Я зол и жесток.
Пришлось отрезать к чертям облегающую часть рукава, чтобы нормально врачевать руку. Мы с Юрико извели львиную долю антисептика, заживляющей мази и бинтов. Крови я успел потерять много, отчего не очень хорошо себя чувствую.
Японка вышла из бойни невредимой.
Не считая собак, больше всех досталось Нансенкрису: напарница не простила ему ни хамства, ни нетерпимости, ни травли собаками, ни взмахов топором. Сейчас Собаковод сидит перед разбитым окном в одном нижнем белье, связанный по рукам и ногам, каждую из которых прошила пуля. В живых да ещё и в сознании его удерживают жгуты и большое количество обезболивающего, заботливо одолженного Юрико.
Нансенкрис трясётся от боли, холода и страха — я бы назвал все три фактора нечеловеческими. Зрелище оказалось не из лёгких, поэтому приходится раз за разом давить накатывающее чувство жалости.
Для уполномоченного по медицинским преступлениям — будни.
Японка приготовила мразь к допросу, пошла кружить вокруг него свирепой пантерой. Моё место как ослабшего мягкотелого напарника — на подоконнике. От Юрико веет угрозой, неукротимой стихией и тяжёлым роком. Я слабо верю, что для Нансенкриса всё закончится хоть сколько-нибудь хорошо…
— Как тебя зовут?
Собаковод не ответил. Очень глупо с его стороны, а коллега наказывает глупость болью. Впервые вижу, чтобы так легко ломали ключицу.
И он взвыл не хуже своих псов:
— А-а-а-а-а!!! Нансенкрис Вуд… шлю…
Вот теперь правильно: не надо шипеть на Юрико обидным словом из пяти букв. В твоём организме двести шесть костей, и все они в распоряжении сурового палача.

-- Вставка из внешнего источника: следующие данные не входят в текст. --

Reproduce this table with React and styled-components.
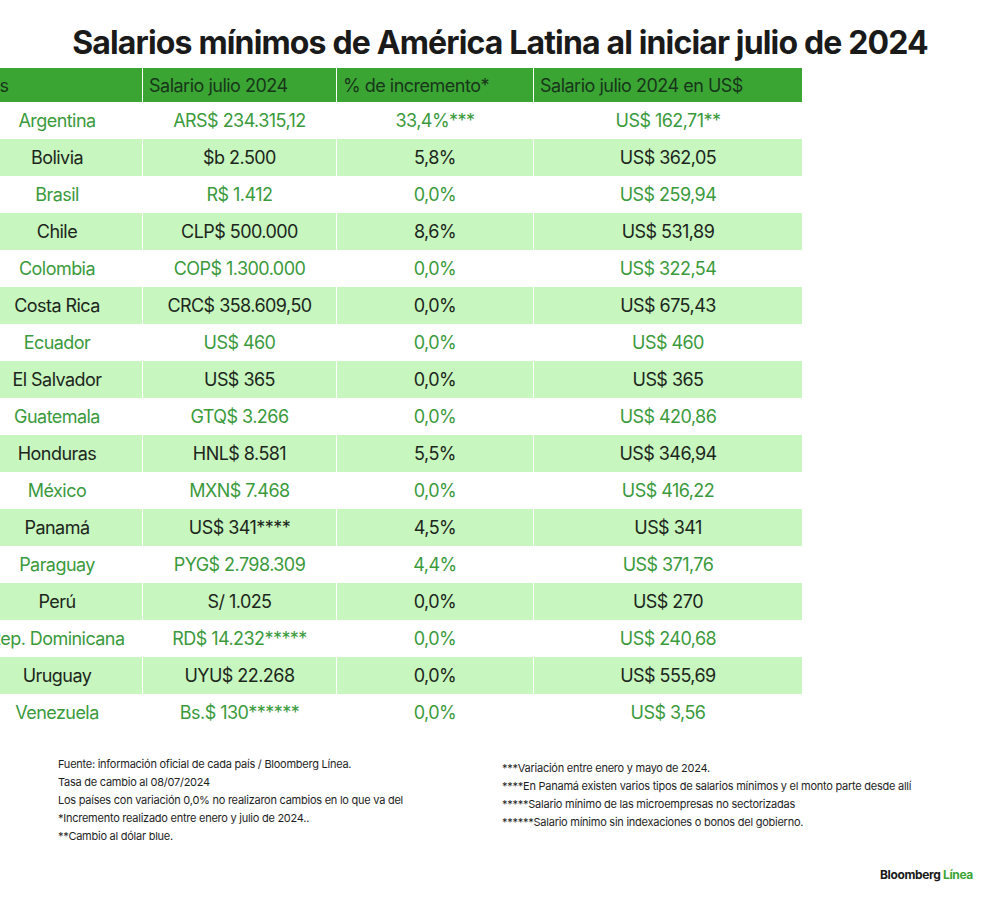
import React from "react";
import styled, { createGlobalStyle } from "styled-components";

const Global = createGlobalStyle`
  html, body { margin: 0; padding: 0; background: #fff; }
  body { font-family: Inter, "Noto Sans", sans-serif; color: #1b1b1b; }
  * { box-sizing: border-box; }
`;

const Page = styled.div`
  width: 1000px;
  height: 902px;
  overflow: hidden;
  background: #fff;
  display: flex;
  flex-direction: column;
`;

const Title = styled.h1`
  margin: 0;
  padding-top: 23px;
  height: 68px;
  text-align: center;
  font-family: Inter, sans-serif;
  font-weight: 700;
  font-size: 32px;
  line-height: 40px;
  letter-spacing: -0.85px;
  color: #1a1a1a;
`;

const Table = styled.div`
  margin-left: -28px;
  width: 830px;
  display: flex;
  flex-direction: column;
`;

const Row = styled.div`
  display: grid;
  grid-template-columns: 170px 193px 196px 268px;
  column-gap: 1px;
  height: ${(p) => (p.$head ? 34 : 37)}px;
`;

const HeadCell = styled.div`
  background: #3ba534;
  color: #17361a;
  font-size: 18px;
  letter-spacing: -0.5px;
  display: flex;
  align-items: center;
  padding-left: ${(p) => (p.$first ? 3 : 6)}px;
  white-space: nowrap;
`;

const Cell = styled.div`
  background: ${(p) => (p.$alt ? "#c7f6be" : "#ffffff")};
  color: ${(p) => (p.$alt ? "#1c261c" : "#3b9a3c")};
  font-size: 18px;
  letter-spacing: -0.55px;
  display: flex;
  align-items: center;
  justify-content: center;
  white-space: nowrap;
`;

const Notes = styled.div`
  display: grid;
  grid-template-columns: 444px 1fr;
  padding: 24px 0 0 58px;
`;

const NoteCol = styled.div`
  display: flex;
  flex-direction: column;
  padding-top: ${(p) => (p.$shift ? 4 : 0)}px;
`;

const Note = styled.div`
  font-size: 11px;
  line-height: 18px;
  letter-spacing: -0.25px;
  color: #1e1e1e;
  white-space: nowrap;
`;

const Logo = styled.div`
  margin-top: auto;
  align-self: flex-end;
  padding: 0 27px 20px 0;
  font-size: 12px;
  font-weight: 700;
  letter-spacing: -0.35px;
  color: #1a1a1a;
  span { color: #3ba534; }
`;

const headers = ["País", "Salario julio 2024", "% de incremento*", "Salario julio 2024 en US$"];

const rows = [
  ["Argentina", "ARS$ 234.315,12", "33,4%***", "US$ 162,71**"],
  ["Bolivia", "$b 2.500", "5,8%", "US$ 362,05"],
  ["Brasil", "R$ 1.412", "0,0%", "US$ 259,94"],
  ["Chile", "CLP$ 500.000", "8,6%", "US$ 531,89"],
  ["Colombia", "COP$ 1.300.000", "0,0%", "US$ 322,54"],
  ["Costa Rica", "CRC$ 358.609,50", "0,0%", "US$ 675,43"],
  ["Ecuador", "US$ 460", "0,0%", "US$ 460"],
  ["El Salvador", "US$ 365", "0,0%", "US$ 365"],
  ["Guatemala", "GTQ$ 3.266", "0,0%", "US$ 420,86"],
  ["Honduras", "HNL$ 8.581", "5,5%", "US$ 346,94"],
  ["México", "MXN$ 7.468", "0,0%", "US$ 416,22"],
  ["Panamá", "US$ 341****", "4,5%", "US$ 341"],
  ["Paraguay", "PYG$ 2.798.309", "4,4%", "US$ 371,76"],
  ["Perú", "S/ 1.025", "0,0%", "US$ 270"],
  ["Rep. Dominicana", "RD$ 14.232*****", "0,0%", "US$ 240,68"],
  ["Uruguay", "UYU$ 22.268", "0,0%", "US$ 555,69"],
  ["Venezuela", "Bs.$ 130******", "0,0%", "US$ 3,56"],
];

const leftNotes = [
  "Fuente: información oficial de cada país / Bloomberg Línea.",
  "Tasa de cambio al 08/07/2024",
  "Los países con variación 0,0% no realizaron cambios en lo que va del",
  "*Incremento realizado entre enero y julio de 2024..",
  "**Cambio al dólar blue.",
];

const rightNotes = [
  "***Variación entre enero y mayo de 2024.",
  "****En Panamá existen varios tipos de salarios mínimos y el monto parte desde allí",
  "*****Salario mínimo de las microempresas no sectorizadas",
  "******Salario mínimo sin indexaciones o bonos del gobierno.",
];

export default function App() {
  return (
    <Page>
      <Global />
      <Title>Salarios mínimos de América Latina al iniciar julio de 2024</Title>
      <Table>
        <Row $head>
          {headers.map((h, i) => (
            <HeadCell key={h} $first={i === 0}>{h}</HeadCell>
          ))}
        </Row>
        {rows.map((r, i) => (
          <Row key={r[0]}>
            {r.map((c, j) => (
              <Cell key={j} $alt={i % 2 === 1}>
                {c}
              </Cell>
            ))}
          </Row>
        ))}
      </Table>
      <Notes>
        <NoteCol>
          {leftNotes.map((n) => (
            <Note key={n}>{n}</Note>
          ))}
        </NoteCol>
        <NoteCol $shift>
          {rightNotes.map((n) => (
            <Note key={n}>{n}</Note>
          ))}
        </NoteCol>
      </Notes>
      <Logo>
        Bloomberg <span>Línea</span>
      </Logo>
    </Page>
  );
}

— Твоё прозвище — Собаковод?
— Да.
— Тебя выгнали из лагеря леших близ Гавары пять лет назад, верно?
— Да.
— За что? — прогремел раскатом грома голос японки.
Нансенкрису страшно: он нервно сглатывает и прячет лицо от взора карательницы. Ответы даются с трудом:
— За торговлю наркотиками.
— Почему?
— Потому что… Много людей стало умирать…
— От твоего товара? — Юрико встала прямо перед наркоторговцем.
Я склонился чуть вперёд.
— Да… И от моего в том числе…
— Где достаёшь?
— Сейчас я этим не занимаюсь… — проблеял Собаковод.
Удар японки стопой в голень вырвал крик из его рта. Песня боли и страха мелодична, не каждый заставит так петь громадного амбала.
— Думаешь, для меня это имеет значение? Поясняю: вопрос «где?» — ты называешь место, «когда?» — время, «кто?» — имя. Без вариантов. Вспоминай вопрос!
— В основном, в столице, в Сакра Ципионе! — выкрикивать ответы уже приходится сквозь слёзы.
Сакра Ципион. Пока всё сходится, как подтасованный пасьянс. Ключик ко всем вопросам, быть может, корчится прямо в этой комнате.